I was feeling the burden of life, so I headed to a local monastery for some time of quiet. I noticed the light, and it warmed me. I noticed the life around me and it gave me hope. However, I still felt I was walking around with twenty suitcases of crap; one filled with shame, an other filled with pain, one filled with obligation, one with disappointment.... and so on. While each moment would come with some peace and rest, in order to move on from each spot, I would load up all my suitcases and keep walking.

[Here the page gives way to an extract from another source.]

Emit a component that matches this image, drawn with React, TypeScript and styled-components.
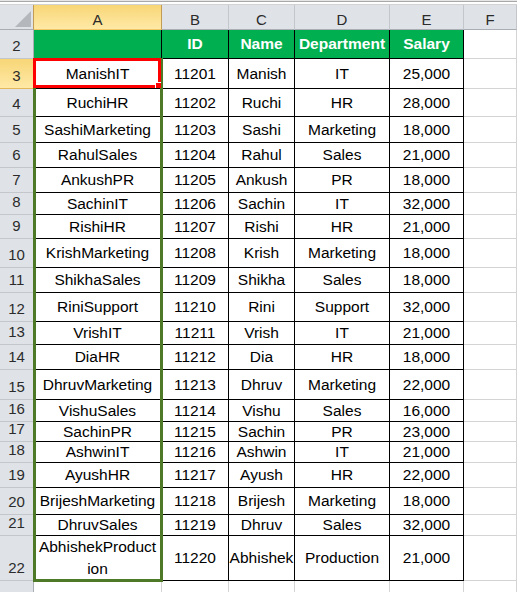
import styled, { createGlobalStyle, css } from 'styled-components'

const COLUMNS = ['A', 'B', 'C', 'D', 'E', 'F']
const HEADINGS = ['', 'ID', 'Name', 'Department', 'Salary']

// key, id, name, department, salary, row height
const EMPLOYEES: [string, number, string, string, string, number][] = [
  ['ManishIT', 11201, 'Manish', 'IT', '25,000', 30],
  ['RuchiHR', 11202, 'Ruchi', 'HR', '28,000', 28],
  ['SashiMarketing', 11203, 'Sashi', 'Marketing', '18,000', 26],
  ['RahulSales', 11204, 'Rahul', 'Sales', '21,000', 25],
  ['AnkushPR', 11205, 'Ankush', 'PR', '18,000', 25],
  ['SachinIT', 11206, 'Sachin', 'IT', '32,000', 22],
  ['RishiHR', 11207, 'Rishi', 'HR', '21,000', 24],
  ['KrishMarketing', 11208, 'Krish', 'Marketing', '18,000', 29],
  ['ShikhaSales', 11209, 'Shikha', 'Sales', '18,000', 25],
  ['RiniSupport', 11210, 'Rini', 'Support', '32,000', 29],
  ['VrishIT', 11211, 'Vrish', 'IT', '21,000', 23],
  ['DiaHR', 11212, 'Dia', 'HR', '18,000', 25],
  ['DhruvMarketing', 11213, 'Dhruv', 'Marketing', '22,000', 30],
  ['VishuSales', 11214, 'Vishu', 'Sales', '16,000', 22],
  ['SachinPR', 11215, 'Sachin', 'PR', '23,000', 20],
  ['AshwinIT', 11216, 'Ashwin', 'IT', '21,000', 21],
  ['AyushHR', 11217, 'Ayush', 'HR', '22,000', 25],
  ['BrijeshMarketing', 11218, 'Brijesh', 'Marketing', '18,000', 27],
  ['DhruvSales', 11219, 'Dhruv', 'Sales', '32,000', 21],
  ['AbhishekProduct\nion', 11220, 'Abhishek', 'Production', '21,000', 45],
]

const ROW_TRACKS = ['25px', '29px', ...EMPLOYEES.map((e) => `${e[5]}px`), '20px'].join(' ')

const GlobalStyle = createGlobalStyle`
  html, body {
    margin: 0;
    background: #fff;
    overflow: hidden;
  }
  body {
    font-family: 'Liberation Sans', Arial, sans-serif;
  }
`

const Sheet = styled.div`
  width: 517px;
  height: 592px;
  overflow: hidden;
  background: #fff;
`

const TopStrip = styled.div`
  height: 5px;
  background: linear-gradient(#e6e6e6 0 1px, #a8a8a8 1px 2px, #fff 2px 4px, #d2d2d2 4px 5px);
`

const Grid = styled.div`
  position: relative;
  display: grid;
  grid-template-columns: 34px 128px 67px 66px 95px 74px 53px;
  grid-template-rows: ${ROW_TRACKS};
`

const Corner = styled.div`
  display: flex;
  align-items: flex-end;
  justify-content: flex-end;
  padding: 0 2px 2px 0;
  background: #dfe3e8;
  border-right: 1px solid #c29b55;
  border-bottom: 1px solid #a9aeb4;
`

const CornerMark = styled.span`
  width: 0;
  height: 0;
  border-left: 16px solid transparent;
  border-bottom: 16px solid #b4b8bd;
`

const ColHeader = styled.div<{ $active?: boolean }>`
  display: flex;
  align-items: flex-end;
  justify-content: center;
  font-size: 15px;
  line-height: 18px;
  color: #2b2b2b;
  background: #dfe3e8;
  border-right: 1px solid #c3c7cc;
  border-bottom: 1px solid #a9aeb4;
  ${({ $active }) =>
    $active &&
    css`
      background: linear-gradient(#f8d677, #ffe9a6);
      border-right-color: #c29b55;
      border-bottom-color: #f2c464;
    `}
`

const RowHeader = styled.div<{ $active?: boolean }>`
  display: flex;
  align-items: flex-end;
  justify-content: center;
  padding-bottom: 2px;
  font-size: 15px;
  line-height: 20px;
  color: #2b2b2b;
  background: #dfe3e8;
  border-right: 1px solid #a9aeb4;
  border-bottom: 1px solid #c3c7cc;
  ${({ $active }) =>
    $active &&
    css`
      background: linear-gradient(#f8d677, #ffe9a6);
      border-bottom-color: #e2b85a;
    `}
`

const Cell = styled.div<{ $kind: 'head' | 'data' | 'blank' }>`
  display: flex;
  align-items: center;
  justify-content: center;
  text-align: center;
  white-space: pre;
  font-size: 15.5px;
  line-height: 22px;
  color: #000;
  border-right: 1px solid #d4d4d4;
  border-bottom: 1px solid #d4d4d4;
  ${({ $kind }) => $kind === 'data' && css`
    border-color: #000;
  `}
  ${({ $kind }) => $kind === 'head' && css`
    border-color: #000;
    background: #00b050;
    color: #fff;
    font-weight: bold;
  `}
`

const RangeOutline = styled.div`
  position: absolute;
  left: 33px;
  top: 53px;
  width: 130px;
  height: 524px;
  border: 3px solid #4e7a27;
  box-sizing: border-box;
  pointer-events: none;
`

const ActiveOutline = styled.div`
  position: absolute;
  left: 33px;
  top: 53px;
  width: 128px;
  height: 30px;
  border: 3px solid #ff0000;
  box-sizing: border-box;
  pointer-events: none;
`

const FillHandle = styled.span`
  position: absolute;
  right: -3px;
  bottom: -3px;
  width: 5px;
  height: 5px;
  background: #ff0000;
  border-top: 1px solid #fff;
  border-left: 1px solid #fff;
`

export default function App() {
  return (
    <Sheet>
      <GlobalStyle />
      <TopStrip />
      <Grid>
        <Corner>
          <CornerMark />
        </Corner>
        {COLUMNS.map((c) => (
          <ColHeader key={c} $active={c === 'A'}>{c}</ColHeader>
        ))}

        <RowHeader>2</RowHeader>
        {HEADINGS.map((h, i) => (
          <Cell key={i} $kind="head">{h}</Cell>
        ))}
        <Cell $kind="blank" />

        {EMPLOYEES.map(([key, id, name, dept, salary], i) => (
          <Row key={id} num={i + 3} values={[key, String(id), name, dept, salary]} />
        ))}

        <RowHeader />
        {COLUMNS.map((c) => (
          <Cell key={c} $kind="blank" />
        ))}

        <RangeOutline />
        <ActiveOutline>
          <FillHandle />
        </ActiveOutline>
      </Grid>
    </Sheet>
  )
}

function Row({ num, values }: { num: number; values: string[] }) {
  return (
    <>
      <RowHeader $active={num === 3}>{num}</RowHeader>
      {values.map((v, i) => (
        <Cell key={i} $kind="data">{v}</Cell>
      ))}
      <Cell $kind="blank" />
    </>
  )
}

Then I came along this statue. I just stood there. I wondered if I would always feel this tired inside. I envisioned God reaching out to me and me reaching up to Him. That is when He spoke. No, not your hand, give me your luggage... all those bags you seem to be carrying... I want those. I just stood there. This sounds like an easy trade, but not for me. Some of my baggage has become part of my identity. Some of my bags I have been so accustomed to carrying, they have slowly turned into security blankets. Feeling my fear, He spoke again. Do not fear. My yoke is easy, and my burden is light. These bags are not for you to carry, they are for me. We will travel together, and I will carry the luggage. I began to cry. I imagined giving Him my bags and the two of us traveling through life together. I knew there would be moments when we would need to clean out the crap filled bags. There will be days that He would clean out my shame filled trunk and replace it with self respect. He would trade my bag of pain with healing. He would fill my bag of obligation with freedom. He would trade my disappointment with wonder. But until then, my burden would be light.
Are there any bags you are carrying? Is there a trunk of pain or shame you seem to take everywhere you go? Because, friend, I know an amazing traveling companion. He is even willing to carry the bags.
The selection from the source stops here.